╭──

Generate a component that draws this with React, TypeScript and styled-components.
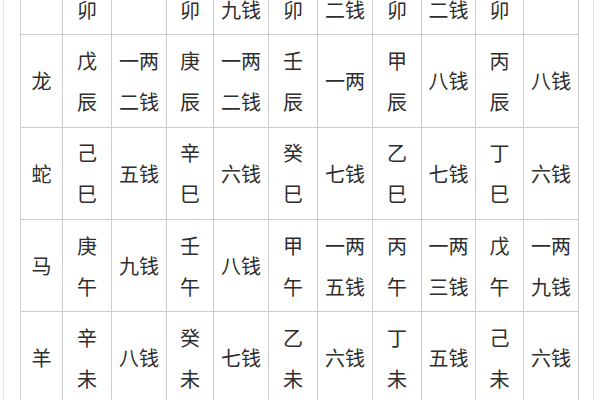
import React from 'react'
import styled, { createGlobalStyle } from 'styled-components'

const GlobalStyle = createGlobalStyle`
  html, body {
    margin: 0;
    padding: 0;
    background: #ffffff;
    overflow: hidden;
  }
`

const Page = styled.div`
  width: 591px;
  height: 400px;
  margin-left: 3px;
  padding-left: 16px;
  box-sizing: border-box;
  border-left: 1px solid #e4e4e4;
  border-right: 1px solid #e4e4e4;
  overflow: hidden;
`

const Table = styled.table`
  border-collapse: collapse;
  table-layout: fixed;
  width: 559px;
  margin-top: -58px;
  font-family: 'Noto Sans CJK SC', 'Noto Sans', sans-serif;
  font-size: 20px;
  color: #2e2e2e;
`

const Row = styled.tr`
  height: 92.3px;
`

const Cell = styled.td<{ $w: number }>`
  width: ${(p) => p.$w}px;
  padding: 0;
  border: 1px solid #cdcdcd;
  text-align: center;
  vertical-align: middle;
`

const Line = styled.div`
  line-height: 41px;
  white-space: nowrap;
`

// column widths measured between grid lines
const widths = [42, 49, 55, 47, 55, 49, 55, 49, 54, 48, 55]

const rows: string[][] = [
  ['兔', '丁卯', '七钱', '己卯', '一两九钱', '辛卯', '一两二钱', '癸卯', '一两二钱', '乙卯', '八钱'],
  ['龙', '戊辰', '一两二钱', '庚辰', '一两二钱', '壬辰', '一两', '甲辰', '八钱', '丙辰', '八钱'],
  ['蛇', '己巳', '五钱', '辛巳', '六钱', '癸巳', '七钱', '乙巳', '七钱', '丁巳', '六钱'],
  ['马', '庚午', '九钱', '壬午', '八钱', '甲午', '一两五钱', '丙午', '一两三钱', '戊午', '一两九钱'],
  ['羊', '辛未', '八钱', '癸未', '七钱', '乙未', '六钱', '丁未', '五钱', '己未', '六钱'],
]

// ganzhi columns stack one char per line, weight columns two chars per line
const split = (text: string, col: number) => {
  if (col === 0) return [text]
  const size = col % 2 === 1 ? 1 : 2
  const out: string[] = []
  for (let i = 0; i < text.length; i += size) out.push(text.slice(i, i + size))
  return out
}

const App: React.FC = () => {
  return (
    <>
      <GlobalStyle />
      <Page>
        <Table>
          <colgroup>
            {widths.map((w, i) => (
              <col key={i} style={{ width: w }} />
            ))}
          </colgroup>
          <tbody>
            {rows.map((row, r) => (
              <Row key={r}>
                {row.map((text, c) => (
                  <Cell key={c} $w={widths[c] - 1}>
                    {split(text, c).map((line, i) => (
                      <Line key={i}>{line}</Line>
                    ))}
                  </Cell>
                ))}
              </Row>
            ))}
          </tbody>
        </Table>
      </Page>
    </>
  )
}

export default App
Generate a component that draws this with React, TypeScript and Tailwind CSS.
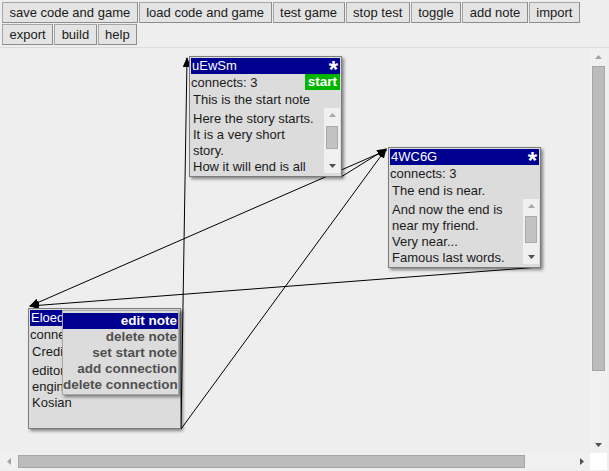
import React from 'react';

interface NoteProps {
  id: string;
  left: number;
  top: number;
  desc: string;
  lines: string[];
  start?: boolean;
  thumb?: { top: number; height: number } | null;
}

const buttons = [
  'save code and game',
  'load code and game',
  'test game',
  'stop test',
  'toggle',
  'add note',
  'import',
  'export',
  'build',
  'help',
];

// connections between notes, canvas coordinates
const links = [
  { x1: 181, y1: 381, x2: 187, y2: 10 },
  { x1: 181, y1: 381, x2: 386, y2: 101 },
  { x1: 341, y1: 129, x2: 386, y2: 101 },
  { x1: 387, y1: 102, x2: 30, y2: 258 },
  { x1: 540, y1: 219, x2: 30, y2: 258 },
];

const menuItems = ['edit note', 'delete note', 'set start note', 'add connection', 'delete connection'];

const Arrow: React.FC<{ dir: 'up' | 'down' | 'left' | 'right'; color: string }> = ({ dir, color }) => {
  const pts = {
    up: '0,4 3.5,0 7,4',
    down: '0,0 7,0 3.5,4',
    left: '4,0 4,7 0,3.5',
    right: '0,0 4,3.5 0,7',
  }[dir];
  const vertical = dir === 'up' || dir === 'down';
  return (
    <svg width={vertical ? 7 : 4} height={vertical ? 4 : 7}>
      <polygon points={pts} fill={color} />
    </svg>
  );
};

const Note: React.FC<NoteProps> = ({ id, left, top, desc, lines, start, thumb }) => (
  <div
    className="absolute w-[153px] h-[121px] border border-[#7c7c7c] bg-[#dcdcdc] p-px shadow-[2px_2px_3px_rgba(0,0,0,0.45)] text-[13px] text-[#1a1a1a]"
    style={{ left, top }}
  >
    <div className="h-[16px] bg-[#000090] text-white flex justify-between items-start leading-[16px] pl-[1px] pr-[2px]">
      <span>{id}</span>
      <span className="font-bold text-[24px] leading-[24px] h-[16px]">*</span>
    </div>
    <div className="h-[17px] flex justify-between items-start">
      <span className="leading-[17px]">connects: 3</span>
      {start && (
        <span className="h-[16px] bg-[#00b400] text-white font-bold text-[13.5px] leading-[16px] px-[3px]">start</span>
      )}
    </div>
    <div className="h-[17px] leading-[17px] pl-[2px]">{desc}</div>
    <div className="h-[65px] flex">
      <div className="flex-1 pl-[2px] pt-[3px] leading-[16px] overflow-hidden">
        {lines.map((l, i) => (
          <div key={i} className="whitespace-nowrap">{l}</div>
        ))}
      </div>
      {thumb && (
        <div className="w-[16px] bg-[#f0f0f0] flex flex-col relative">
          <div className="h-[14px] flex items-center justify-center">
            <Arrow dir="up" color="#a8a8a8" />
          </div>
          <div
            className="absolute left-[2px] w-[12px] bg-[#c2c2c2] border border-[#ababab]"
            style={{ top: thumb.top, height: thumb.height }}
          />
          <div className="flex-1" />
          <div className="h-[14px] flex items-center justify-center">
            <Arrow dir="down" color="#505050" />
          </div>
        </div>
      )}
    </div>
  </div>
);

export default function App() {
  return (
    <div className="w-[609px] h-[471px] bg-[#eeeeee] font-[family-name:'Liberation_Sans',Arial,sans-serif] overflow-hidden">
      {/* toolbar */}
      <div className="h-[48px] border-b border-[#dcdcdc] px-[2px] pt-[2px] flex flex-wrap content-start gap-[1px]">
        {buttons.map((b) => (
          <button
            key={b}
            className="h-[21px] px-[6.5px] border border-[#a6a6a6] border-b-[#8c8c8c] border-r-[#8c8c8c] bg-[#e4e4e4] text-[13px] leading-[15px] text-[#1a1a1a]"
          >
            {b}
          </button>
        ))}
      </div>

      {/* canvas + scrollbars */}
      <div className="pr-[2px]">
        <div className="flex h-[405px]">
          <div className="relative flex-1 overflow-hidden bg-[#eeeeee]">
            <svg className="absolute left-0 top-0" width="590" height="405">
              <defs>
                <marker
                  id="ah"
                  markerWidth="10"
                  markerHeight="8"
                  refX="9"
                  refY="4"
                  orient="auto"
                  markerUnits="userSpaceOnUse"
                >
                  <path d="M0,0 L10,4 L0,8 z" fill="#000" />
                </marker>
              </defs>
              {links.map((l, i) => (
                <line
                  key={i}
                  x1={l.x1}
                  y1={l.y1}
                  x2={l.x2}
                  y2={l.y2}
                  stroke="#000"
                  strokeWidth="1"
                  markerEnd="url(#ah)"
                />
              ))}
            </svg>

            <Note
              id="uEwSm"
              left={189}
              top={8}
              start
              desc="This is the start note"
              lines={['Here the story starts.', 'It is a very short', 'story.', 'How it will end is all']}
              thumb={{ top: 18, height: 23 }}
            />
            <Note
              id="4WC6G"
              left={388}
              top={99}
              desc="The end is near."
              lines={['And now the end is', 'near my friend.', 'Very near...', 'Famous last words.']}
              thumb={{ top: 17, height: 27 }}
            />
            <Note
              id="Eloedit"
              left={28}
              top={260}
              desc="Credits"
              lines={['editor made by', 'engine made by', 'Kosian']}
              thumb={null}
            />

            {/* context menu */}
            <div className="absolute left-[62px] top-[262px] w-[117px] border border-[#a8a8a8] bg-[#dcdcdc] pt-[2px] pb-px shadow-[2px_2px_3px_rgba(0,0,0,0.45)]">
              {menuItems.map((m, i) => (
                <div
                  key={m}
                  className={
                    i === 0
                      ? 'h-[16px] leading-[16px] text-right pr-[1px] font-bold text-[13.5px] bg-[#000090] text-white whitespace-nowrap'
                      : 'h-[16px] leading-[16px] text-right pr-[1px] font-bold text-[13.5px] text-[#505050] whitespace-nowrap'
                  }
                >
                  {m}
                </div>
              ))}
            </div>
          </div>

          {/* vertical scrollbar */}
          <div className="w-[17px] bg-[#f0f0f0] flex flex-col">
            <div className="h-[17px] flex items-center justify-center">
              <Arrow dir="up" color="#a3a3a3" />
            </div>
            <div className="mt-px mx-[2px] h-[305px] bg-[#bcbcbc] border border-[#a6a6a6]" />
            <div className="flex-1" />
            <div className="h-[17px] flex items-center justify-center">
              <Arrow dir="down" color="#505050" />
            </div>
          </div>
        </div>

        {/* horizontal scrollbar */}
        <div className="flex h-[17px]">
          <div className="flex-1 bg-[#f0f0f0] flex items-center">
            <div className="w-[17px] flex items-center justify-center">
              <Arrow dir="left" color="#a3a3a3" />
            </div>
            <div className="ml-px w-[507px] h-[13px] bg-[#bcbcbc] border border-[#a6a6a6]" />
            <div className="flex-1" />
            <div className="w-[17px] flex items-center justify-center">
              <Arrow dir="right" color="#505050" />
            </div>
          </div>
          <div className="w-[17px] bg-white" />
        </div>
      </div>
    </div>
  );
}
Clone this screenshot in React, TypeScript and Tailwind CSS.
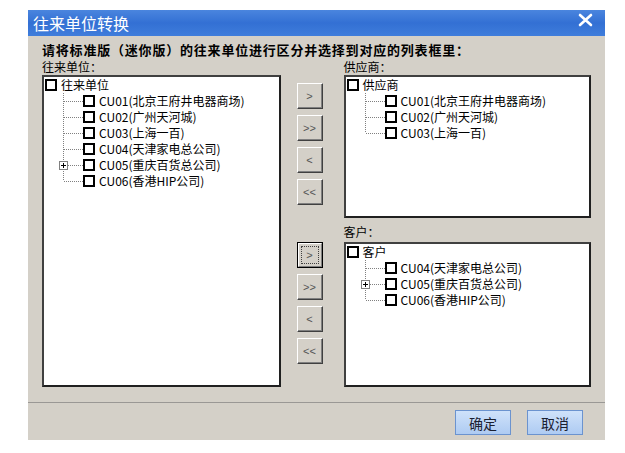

╰──

» What is required:
What is the number of lines in this listing that contain the word "TypeScript"? Answer with that number and nothing else.

» Exercise result:
3